What is asked: Collect every line that includes the string "styles".

Raw data:
--- --- ---
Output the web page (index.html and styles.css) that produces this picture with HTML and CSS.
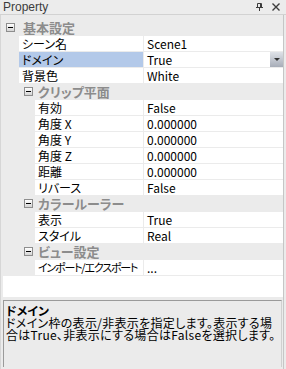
FILE: index.html
```html
<!DOCTYPE html>
<html lang="ja">
<head>
    <meta charset="UTF-8">
    <title>Property</title>
    <link rel="stylesheet" href="styles.css">
</head>
<body>

    <!-- Title Bar -->
    <div class="titlebar">
        <span class="title">Property</span>
        <span class="tools">
            <svg width="7" height="8" viewBox="0 0 7 8">
                <path d="M1.5 0.5h4v4M1.5 0.5v4M0 4.5h7M3.5 4.5v3.5" fill="none" stroke="#3c3c3c" stroke-width="1"/>
                <path d="M4.5 0.5v4" stroke="#3c3c3c" stroke-width="1"/>
            </svg>
            <svg width="8" height="8" viewBox="0 0 8 8">
                <path d="M0.5 0.5l7 7M7.5 0.5l-7 7" stroke="#3c3c3c" stroke-width="1.4"/>
            </svg>
        </span>
    </div>

    <div class="main">
        <!-- Property Grid -->
        <div class="grid">
            <div class="cat"><span class="toggle"></span>基本設定</div>
            <div class="row"><div class="name">シーン名</div><div class="value">Scene1</div></div>
            <div class="row selected">
                <div class="name">ドメイン</div>
                <div class="value">True<span class="dropdown"></span></div>
            </div>
            <div class="row"><div class="name">背景色</div><div class="value">White</div></div>

            <div class="cat sub"><span class="toggle"></span>クリップ平面</div>
            <div class="row sub"><div class="name">有効</div><div class="value">False</div></div>
            <div class="row sub"><div class="name">角度 X</div><div class="value">0.000000</div></div>
            <div class="row sub"><div class="name">角度 Y</div><div class="value">0.000000</div></div>
            <div class="row sub"><div class="name">角度 Z</div><div class="value">0.000000</div></div>
            <div class="row sub"><div class="name">距離</div><div class="value">0.000000</div></div>
            <div class="row sub"><div class="name">リバース</div><div class="value">False</div></div>

            <div class="cat sub"><span class="toggle"></span>カラールーラー</div>
            <div class="row sub"><div class="name">表示</div><div class="value">True</div></div>
            <div class="row sub"><div class="name">スタイル</div><div class="value">Real</div></div>

            <div class="cat sub"><span class="toggle"></span>ビュー設定</div>
            <div class="row sub"><div class="name narrow">インポート/エクスポート</div><div class="value">...</div></div>

            <div class="blank"></div>
        </div>

        <!-- Description Panel -->
        <div class="desc">
            <div class="desc-title">ドメイン</div>
            <div class="desc-text">ドメイン枠の表示/非表示を指定します。表示する場<br>合はTrue、非表示にする場合はFalseを選択します。</div>
        </div>
    </div>

</body>
</html>
```

FILE: styles.css
```css
/* General */
body {
    margin: 0;
    width: 286px;
    height: 369px;
    overflow: hidden;
    background-color: #ebebeb;
    font-family: "Noto Sans CJK JP", "Liberation Sans", sans-serif;
    font-size: 12px;
    font-feature-settings: "palt";
    color: #000;
}

/* Title Bar */
.titlebar {
    height: 14px;
    display: flex;
    justify-content: space-between;
    align-items: center;
    padding: 0 6px 0 3px;
    border-bottom: 1px solid #d2d2d2;
    background-color: #ececec;
}

.titlebar .title {
    font-family: "Liberation Sans", sans-serif;
    font-size: 12px;
    color: #3c3c3c;
    line-height: 14px;
}

.tools {
    display: flex;
    gap: 9px;
    align-items: center;
}

/* Main Area */
.main {
    width: 282px;
    height: 354px;
    border-left: 1px solid #d6d6d6;
    border-right: 1px solid #c6c6c6;
}

.grid {
    padding-top: 5px;
}

/* Category Rows */
.cat {
    height: 15px;
    margin-bottom: 1px;
    display: flex;
    align-items: center;
    padding-left: 5px;
    font-size: 13px;
    font-weight: bold;
    color: #8c8c8c;
    line-height: 15px;
}

.cat .toggle {
    width: 7px;
    height: 7px;
    margin-right: 8px;
    border: 1px solid #8e8e8e;
    background: linear-gradient(#ffffff, #d4d4d4);
    position: relative;
}

.cat .toggle::after {
    content: "";
    position: absolute;
    left: 1px;
    top: 3px;
    width: 5px;
    height: 1px;
    background-color: #000;
}

.cat.sub {
    padding-left: 23px;
}

.cat.sub .toggle {
    margin-right: 5px;
}

/* Property Rows */
.row {
    display: flex;
    height: 15px;
    margin-bottom: 1px;
    padding-left: 18px;
    line-height: 15px;
}

.row.sub {
    padding-left: 34px;
}

.row .name {
    flex: 1;
    background-color: #fff;
    padding-left: 3px;
    white-space: nowrap;
    overflow: hidden;
}

.row .name.narrow {
    font-size: 11px;
    letter-spacing: -1.2px;
}

.row .value {
    width: 136px;
    margin-left: 1px;
    padding-left: 3px;
    background-color: #fff;
    position: relative;
}

.row.selected .name {
    background-color: #b3c9e9;
}

.dropdown {
    position: absolute;
    right: 0;
    top: 0;
    width: 13px;
    height: 15px;
    background: linear-gradient(#dfe2e8, #a7adb8);
}

.dropdown::after {
    content: "";
    position: absolute;
    left: 4px;
    top: 6px;
    border-left: 3px solid transparent;
    border-right: 3px solid transparent;
    border-top: 3px solid #333;
}

.blank {
    height: 21px;
    margin-left: 2px;
    background-color: #fff;
}

/* Description Panel */
.desc {
    margin: 3px 1px 0 2px;
    height: 60px;
    padding: 3px 0 3px 2px;
    border-top: 1px solid #9a9a9a;
    border-left: 1px solid #9a9a9a;
    border-right: 1px solid #d0d0d0;
    line-height: 12px;
}

.desc-title {
    font-weight: bold;
    line-height: 13px;
}

.desc-text {
    white-space: nowrap;
    letter-spacing: 0.3px;
}
```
--- --- ---
Result:
Output the web page (index.html and styles.css) that produces this picture with HTML and CSS.
    <link rel="stylesheet" href="styles.css">
FILE: styles.css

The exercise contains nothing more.